**DIRECTION:** Of all the lines in the data below, how many contain "code"? Report that number alone.
START EXERCISE INPUT
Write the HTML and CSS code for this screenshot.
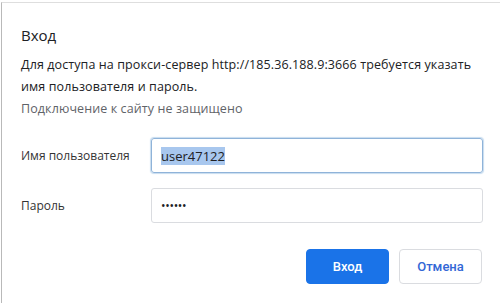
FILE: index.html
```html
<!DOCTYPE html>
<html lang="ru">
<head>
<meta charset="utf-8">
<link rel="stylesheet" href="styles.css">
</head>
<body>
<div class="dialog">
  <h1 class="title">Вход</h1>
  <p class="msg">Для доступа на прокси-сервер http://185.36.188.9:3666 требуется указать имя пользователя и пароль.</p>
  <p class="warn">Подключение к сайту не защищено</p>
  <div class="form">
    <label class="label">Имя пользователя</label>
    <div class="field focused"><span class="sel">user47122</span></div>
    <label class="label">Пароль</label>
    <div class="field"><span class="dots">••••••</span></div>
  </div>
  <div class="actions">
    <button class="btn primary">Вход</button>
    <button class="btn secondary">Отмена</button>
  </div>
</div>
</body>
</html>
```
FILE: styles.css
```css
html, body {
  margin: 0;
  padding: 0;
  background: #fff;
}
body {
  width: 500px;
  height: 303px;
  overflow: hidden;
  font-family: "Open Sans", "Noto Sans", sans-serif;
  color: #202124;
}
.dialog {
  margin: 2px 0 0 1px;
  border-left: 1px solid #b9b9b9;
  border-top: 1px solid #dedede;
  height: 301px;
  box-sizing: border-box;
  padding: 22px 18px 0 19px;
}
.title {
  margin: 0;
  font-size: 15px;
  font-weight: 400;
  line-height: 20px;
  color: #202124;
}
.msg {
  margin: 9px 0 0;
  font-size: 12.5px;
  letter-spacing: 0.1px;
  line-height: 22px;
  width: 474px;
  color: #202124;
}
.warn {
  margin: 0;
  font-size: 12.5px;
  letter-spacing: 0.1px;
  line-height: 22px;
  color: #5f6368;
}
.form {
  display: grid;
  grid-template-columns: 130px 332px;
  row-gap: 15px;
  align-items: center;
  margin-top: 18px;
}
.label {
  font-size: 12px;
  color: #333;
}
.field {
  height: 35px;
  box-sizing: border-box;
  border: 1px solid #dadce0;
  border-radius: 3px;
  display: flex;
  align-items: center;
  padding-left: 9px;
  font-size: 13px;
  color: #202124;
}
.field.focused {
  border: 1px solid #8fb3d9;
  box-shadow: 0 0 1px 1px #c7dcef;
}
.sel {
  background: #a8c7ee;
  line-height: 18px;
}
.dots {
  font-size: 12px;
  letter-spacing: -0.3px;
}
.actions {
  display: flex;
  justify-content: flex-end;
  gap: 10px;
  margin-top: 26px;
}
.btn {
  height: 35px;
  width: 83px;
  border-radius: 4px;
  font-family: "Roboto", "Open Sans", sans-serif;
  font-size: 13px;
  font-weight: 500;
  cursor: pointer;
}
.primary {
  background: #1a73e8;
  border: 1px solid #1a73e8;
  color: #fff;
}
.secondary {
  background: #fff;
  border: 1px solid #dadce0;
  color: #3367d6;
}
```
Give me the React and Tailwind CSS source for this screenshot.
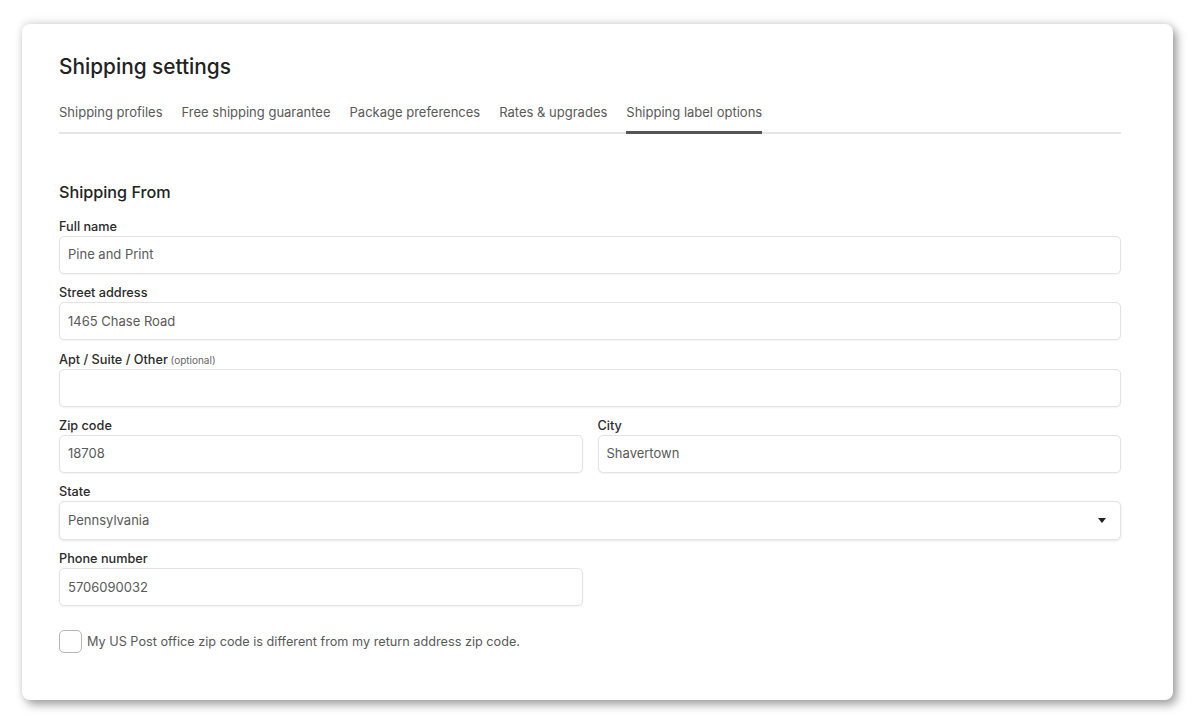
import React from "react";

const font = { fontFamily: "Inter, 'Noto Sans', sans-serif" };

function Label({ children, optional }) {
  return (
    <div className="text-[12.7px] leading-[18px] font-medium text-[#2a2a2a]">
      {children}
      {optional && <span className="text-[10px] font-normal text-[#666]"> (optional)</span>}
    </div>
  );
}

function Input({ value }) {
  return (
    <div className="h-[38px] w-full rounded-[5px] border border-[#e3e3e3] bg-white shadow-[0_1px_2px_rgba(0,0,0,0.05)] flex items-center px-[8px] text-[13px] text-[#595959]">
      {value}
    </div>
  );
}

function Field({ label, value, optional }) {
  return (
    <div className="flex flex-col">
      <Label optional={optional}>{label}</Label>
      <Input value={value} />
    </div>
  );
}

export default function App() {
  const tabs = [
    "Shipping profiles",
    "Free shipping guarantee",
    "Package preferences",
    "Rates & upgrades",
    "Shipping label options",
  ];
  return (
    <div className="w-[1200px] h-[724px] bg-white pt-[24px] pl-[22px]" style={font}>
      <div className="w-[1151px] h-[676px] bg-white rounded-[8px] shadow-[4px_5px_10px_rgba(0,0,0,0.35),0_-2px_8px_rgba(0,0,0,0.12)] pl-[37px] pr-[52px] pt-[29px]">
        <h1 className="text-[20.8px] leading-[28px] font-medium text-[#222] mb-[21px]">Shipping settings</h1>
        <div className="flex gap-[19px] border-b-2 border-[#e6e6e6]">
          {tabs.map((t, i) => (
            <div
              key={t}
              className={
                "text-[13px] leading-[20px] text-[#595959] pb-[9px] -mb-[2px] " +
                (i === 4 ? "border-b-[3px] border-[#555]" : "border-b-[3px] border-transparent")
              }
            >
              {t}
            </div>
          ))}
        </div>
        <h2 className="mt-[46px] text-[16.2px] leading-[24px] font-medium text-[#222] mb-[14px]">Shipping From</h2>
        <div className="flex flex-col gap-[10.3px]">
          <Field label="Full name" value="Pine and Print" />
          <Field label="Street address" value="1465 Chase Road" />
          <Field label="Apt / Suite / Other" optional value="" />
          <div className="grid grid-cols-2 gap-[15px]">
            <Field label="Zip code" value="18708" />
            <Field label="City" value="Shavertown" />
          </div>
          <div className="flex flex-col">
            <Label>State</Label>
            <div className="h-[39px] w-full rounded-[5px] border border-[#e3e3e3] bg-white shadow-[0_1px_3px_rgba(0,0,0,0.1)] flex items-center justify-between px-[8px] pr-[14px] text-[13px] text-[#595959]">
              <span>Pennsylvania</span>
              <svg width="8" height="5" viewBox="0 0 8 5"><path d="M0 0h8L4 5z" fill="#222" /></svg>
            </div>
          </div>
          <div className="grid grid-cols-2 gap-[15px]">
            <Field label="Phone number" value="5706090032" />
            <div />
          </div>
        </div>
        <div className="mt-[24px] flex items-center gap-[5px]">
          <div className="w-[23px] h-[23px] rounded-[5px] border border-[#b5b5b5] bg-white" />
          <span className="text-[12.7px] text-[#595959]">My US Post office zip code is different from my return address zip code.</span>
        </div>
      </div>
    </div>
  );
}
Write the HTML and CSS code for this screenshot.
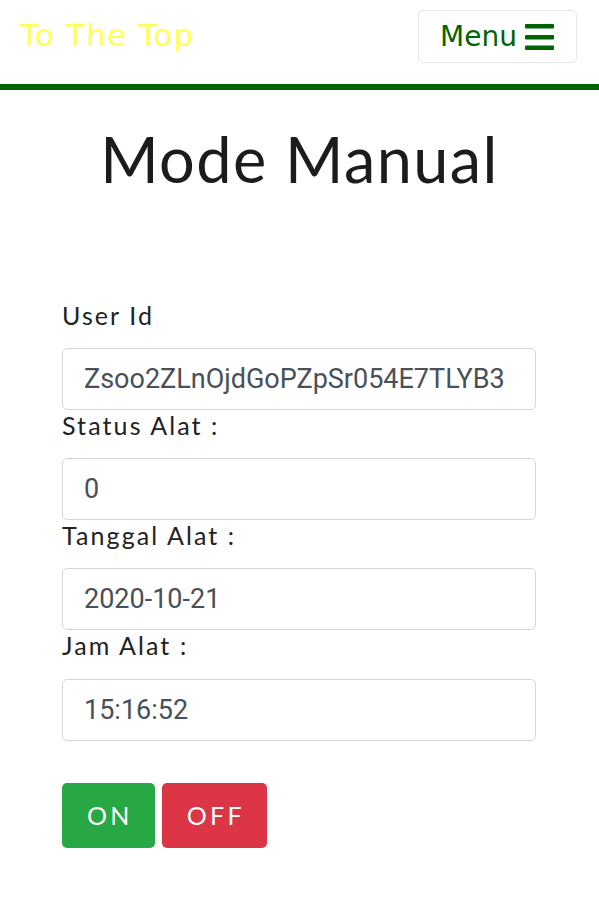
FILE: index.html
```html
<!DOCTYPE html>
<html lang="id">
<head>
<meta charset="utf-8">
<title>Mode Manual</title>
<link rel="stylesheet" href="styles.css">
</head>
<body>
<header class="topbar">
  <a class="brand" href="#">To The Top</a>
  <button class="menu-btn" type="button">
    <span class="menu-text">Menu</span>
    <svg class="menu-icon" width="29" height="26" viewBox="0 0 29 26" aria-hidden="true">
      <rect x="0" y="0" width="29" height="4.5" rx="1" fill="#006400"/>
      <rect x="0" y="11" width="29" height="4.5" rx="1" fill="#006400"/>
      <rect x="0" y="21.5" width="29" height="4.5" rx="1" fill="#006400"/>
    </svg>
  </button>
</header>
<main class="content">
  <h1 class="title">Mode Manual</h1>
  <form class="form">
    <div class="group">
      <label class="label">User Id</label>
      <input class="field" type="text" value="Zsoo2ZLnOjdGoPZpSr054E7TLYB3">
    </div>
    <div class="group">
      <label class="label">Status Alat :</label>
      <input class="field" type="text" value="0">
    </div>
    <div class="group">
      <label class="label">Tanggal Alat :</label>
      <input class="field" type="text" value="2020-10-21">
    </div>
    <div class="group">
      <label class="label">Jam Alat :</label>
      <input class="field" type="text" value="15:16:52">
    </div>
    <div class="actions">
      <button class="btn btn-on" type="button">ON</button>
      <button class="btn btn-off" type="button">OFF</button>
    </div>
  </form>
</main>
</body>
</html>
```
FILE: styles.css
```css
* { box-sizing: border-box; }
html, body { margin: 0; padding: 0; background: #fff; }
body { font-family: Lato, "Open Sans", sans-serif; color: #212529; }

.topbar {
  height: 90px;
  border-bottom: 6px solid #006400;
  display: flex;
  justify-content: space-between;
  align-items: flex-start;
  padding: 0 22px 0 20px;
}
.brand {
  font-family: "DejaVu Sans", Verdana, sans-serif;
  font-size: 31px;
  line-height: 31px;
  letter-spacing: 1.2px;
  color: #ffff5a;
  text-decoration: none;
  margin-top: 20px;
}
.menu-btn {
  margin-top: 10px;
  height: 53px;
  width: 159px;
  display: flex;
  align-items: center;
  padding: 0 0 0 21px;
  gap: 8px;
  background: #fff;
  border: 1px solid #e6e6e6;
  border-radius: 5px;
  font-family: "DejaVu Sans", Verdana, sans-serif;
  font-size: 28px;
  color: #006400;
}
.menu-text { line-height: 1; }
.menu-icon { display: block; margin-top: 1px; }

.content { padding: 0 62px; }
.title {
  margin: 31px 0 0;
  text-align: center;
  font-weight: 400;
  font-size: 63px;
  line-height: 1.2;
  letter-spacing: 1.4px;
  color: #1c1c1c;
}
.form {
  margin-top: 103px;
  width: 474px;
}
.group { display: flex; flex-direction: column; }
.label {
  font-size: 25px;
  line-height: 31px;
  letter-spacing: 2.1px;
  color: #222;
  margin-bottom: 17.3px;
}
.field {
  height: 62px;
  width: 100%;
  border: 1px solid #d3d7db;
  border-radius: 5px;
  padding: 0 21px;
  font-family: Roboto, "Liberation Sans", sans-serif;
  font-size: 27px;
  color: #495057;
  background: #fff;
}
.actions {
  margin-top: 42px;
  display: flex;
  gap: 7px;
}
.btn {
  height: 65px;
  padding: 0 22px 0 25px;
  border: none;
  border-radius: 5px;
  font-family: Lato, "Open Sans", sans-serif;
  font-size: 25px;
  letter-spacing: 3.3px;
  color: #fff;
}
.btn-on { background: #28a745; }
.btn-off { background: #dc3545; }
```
END EXERCISE INPUT
**TASK ANSWER:** 4